■ To do ■
Leave out the pictures; transcribe all else exactly.

■ Provided records ■
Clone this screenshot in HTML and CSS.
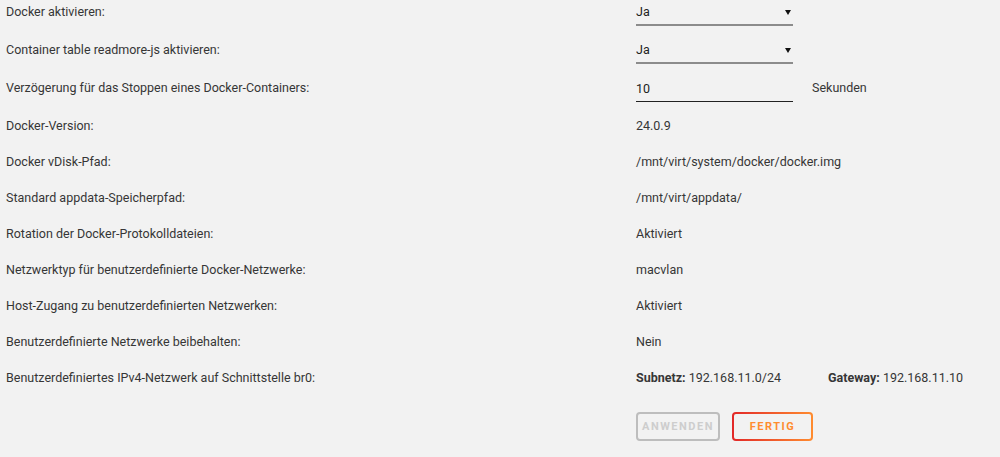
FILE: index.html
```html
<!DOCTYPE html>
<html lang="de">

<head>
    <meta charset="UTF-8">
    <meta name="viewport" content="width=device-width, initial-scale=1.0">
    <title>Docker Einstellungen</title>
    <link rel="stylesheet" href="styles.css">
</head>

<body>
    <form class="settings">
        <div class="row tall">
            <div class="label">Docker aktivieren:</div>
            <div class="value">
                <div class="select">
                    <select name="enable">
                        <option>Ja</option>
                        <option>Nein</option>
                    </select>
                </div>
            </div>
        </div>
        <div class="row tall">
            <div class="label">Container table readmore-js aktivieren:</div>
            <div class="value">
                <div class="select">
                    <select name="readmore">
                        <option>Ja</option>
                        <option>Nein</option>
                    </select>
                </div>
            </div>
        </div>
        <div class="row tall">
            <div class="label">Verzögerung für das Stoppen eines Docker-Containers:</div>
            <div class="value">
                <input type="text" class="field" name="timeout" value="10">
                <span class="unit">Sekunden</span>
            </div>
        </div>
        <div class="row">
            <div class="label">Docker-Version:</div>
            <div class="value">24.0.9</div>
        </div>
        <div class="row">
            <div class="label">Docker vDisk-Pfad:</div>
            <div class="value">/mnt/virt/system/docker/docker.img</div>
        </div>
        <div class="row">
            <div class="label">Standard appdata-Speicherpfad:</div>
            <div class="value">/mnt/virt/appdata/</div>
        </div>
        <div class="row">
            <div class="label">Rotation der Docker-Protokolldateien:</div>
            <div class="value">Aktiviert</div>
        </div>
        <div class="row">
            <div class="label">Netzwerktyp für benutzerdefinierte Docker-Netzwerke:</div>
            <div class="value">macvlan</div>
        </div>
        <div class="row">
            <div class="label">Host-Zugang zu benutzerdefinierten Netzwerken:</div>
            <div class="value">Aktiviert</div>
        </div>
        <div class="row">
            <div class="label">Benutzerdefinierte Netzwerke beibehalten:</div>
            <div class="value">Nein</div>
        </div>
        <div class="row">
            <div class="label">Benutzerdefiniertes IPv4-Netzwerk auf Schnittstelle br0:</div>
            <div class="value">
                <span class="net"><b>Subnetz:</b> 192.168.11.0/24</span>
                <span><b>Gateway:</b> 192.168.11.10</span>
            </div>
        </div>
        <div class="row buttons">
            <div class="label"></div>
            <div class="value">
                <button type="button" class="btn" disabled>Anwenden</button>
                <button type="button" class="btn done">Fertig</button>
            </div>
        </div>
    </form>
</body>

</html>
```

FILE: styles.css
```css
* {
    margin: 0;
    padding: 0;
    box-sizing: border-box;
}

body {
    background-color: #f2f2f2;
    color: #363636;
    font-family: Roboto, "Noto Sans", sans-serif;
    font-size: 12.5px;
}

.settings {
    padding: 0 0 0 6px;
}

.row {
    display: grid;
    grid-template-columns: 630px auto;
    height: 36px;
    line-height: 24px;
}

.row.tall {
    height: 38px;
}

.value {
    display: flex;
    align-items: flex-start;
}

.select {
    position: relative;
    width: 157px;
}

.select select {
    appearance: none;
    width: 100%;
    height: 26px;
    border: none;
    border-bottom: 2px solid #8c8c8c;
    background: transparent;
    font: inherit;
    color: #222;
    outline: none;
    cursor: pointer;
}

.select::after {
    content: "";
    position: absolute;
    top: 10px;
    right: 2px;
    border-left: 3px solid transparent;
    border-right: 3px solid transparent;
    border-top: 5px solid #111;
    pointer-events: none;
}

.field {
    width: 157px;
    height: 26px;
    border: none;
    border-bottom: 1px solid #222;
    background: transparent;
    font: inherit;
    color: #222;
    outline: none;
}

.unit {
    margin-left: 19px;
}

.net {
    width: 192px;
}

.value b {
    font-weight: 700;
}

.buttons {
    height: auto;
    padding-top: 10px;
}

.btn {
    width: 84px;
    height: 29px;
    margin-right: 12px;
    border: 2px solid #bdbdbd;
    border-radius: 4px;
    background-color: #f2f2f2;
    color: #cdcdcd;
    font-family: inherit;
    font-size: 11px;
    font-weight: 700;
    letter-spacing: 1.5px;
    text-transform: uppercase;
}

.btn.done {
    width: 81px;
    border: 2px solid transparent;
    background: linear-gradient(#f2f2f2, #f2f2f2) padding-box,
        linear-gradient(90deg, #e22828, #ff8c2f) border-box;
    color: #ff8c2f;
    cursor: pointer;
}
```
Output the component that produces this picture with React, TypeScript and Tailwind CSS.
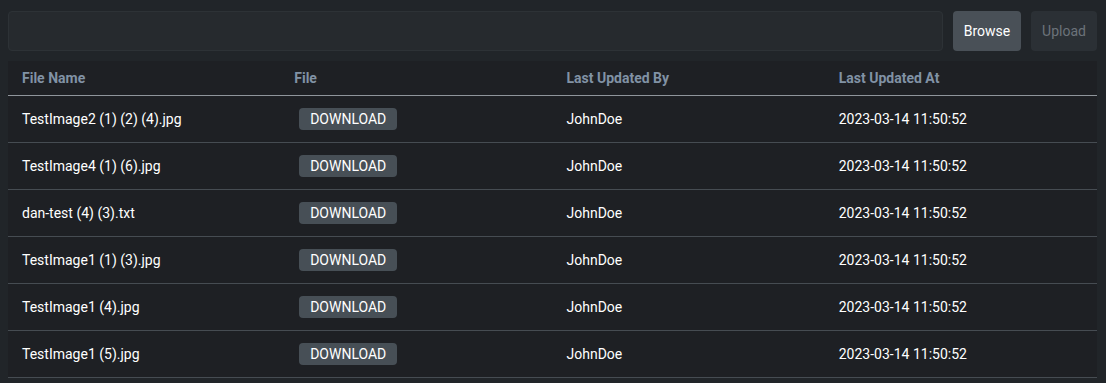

■ Correct answer ■
Clone this screenshot in HTML and CSS.
FILE: index.html
```html
<!DOCTYPE html>
<html lang="de">

<head>
    <meta charset="UTF-8">
    <meta name="viewport" content="width=device-width, initial-scale=1.0">
    <title>Docker Einstellungen</title>
    <link rel="stylesheet" href="styles.css">
</head>

<body>
    <form class="settings">
        <div class="row tall">
            <div class="label">Docker aktivieren:</div>
            <div class="value">
                <div class="select">
                    <select name="enable">
                        <option>Ja</option>
                        <option>Nein</option>
                    </select>
                </div>
            </div>
        </div>
        <div class="row tall">
            <div class="label">Container table readmore-js aktivieren:</div>
            <div class="value">
                <div class="select">
                    <select name="readmore">
                        <option>Ja</option>
                        <option>Nein</option>
                    </select>
                </div>
            </div>
        </div>
        <div class="row tall">
            <div class="label">Verzögerung für das Stoppen eines Docker-Containers:</div>
            <div class="value">
                <input type="text" class="field" name="timeout" value="10">
                <span class="unit">Sekunden</span>
            </div>
        </div>
        <div class="row">
            <div class="label">Docker-Version:</div>
            <div class="value">24.0.9</div>
        </div>
        <div class="row">
            <div class="label">Docker vDisk-Pfad:</div>
            <div class="value">/mnt/virt/system/docker/docker.img</div>
        </div>
        <div class="row">
            <div class="label">Standard appdata-Speicherpfad:</div>
            <div class="value">/mnt/virt/appdata/</div>
        </div>
        <div class="row">
            <div class="label">Rotation der Docker-Protokolldateien:</div>
            <div class="value">Aktiviert</div>
        </div>
        <div class="row">
            <div class="label">Netzwerktyp für benutzerdefinierte Docker-Netzwerke:</div>
            <div class="value">macvlan</div>
        </div>
        <div class="row">
            <div class="label">Host-Zugang zu benutzerdefinierten Netzwerken:</div>
            <div class="value">Aktiviert</div>
        </div>
        <div class="row">
            <div class="label">Benutzerdefinierte Netzwerke beibehalten:</div>
            <div class="value">Nein</div>
        </div>
        <div class="row">
            <div class="label">Benutzerdefiniertes IPv4-Netzwerk auf Schnittstelle br0:</div>
            <div class="value">
                <span class="net"><b>Subnetz:</b> 192.168.11.0/24</span>
                <span><b>Gateway:</b> 192.168.11.10</span>
            </div>
        </div>
        <div class="row buttons">
            <div class="label"></div>
            <div class="value">
                <button type="button" class="btn" disabled>Anwenden</button>
                <button type="button" class="btn done">Fertig</button>
            </div>
        </div>
    </form>
</body>

</html>
```

FILE: styles.css
```css
* {
    margin: 0;
    padding: 0;
    box-sizing: border-box;
}

body {
    background-color: #f2f2f2;
    color: #363636;
    font-family: Roboto, "Noto Sans", sans-serif;
    font-size: 12.5px;
}

.settings {
    padding: 0 0 0 6px;
}

.row {
    display: grid;
    grid-template-columns: 630px auto;
    height: 36px;
    line-height: 24px;
}

.row.tall {
    height: 38px;
}

.value {
    display: flex;
    align-items: flex-start;
}

.select {
    position: relative;
    width: 157px;
}

.select select {
    appearance: none;
    width: 100%;
    height: 26px;
    border: none;
    border-bottom: 2px solid #8c8c8c;
    background: transparent;
    font: inherit;
    color: #222;
    outline: none;
    cursor: pointer;
}

.select::after {
    content: "";
    position: absolute;
    top: 10px;
    right: 2px;
    border-left: 3px solid transparent;
    border-right: 3px solid transparent;
    border-top: 5px solid #111;
    pointer-events: none;
}

.field {
    width: 157px;
    height: 26px;
    border: none;
    border-bottom: 1px solid #222;
    background: transparent;
    font: inherit;
    color: #222;
    outline: none;
}

.unit {
    margin-left: 19px;
}

.net {
    width: 192px;
}

.value b {
    font-weight: 700;
}

.buttons {
    height: auto;
    padding-top: 10px;
}

.btn {
    width: 84px;
    height: 29px;
    margin-right: 12px;
    border: 2px solid #bdbdbd;
    border-radius: 4px;
    background-color: #f2f2f2;
    color: #cdcdcd;
    font-family: inherit;
    font-size: 11px;
    font-weight: 700;
    letter-spacing: 1.5px;
    text-transform: uppercase;
}

.btn.done {
    width: 81px;
    border: 2px solid transparent;
    background: linear-gradient(#f2f2f2, #f2f2f2) padding-box,
        linear-gradient(90deg, #e22828, #ff8c2f) border-box;
    color: #ff8c2f;
    cursor: pointer;
}
```
Output the component that produces this picture with React, TypeScript and Tailwind CSS.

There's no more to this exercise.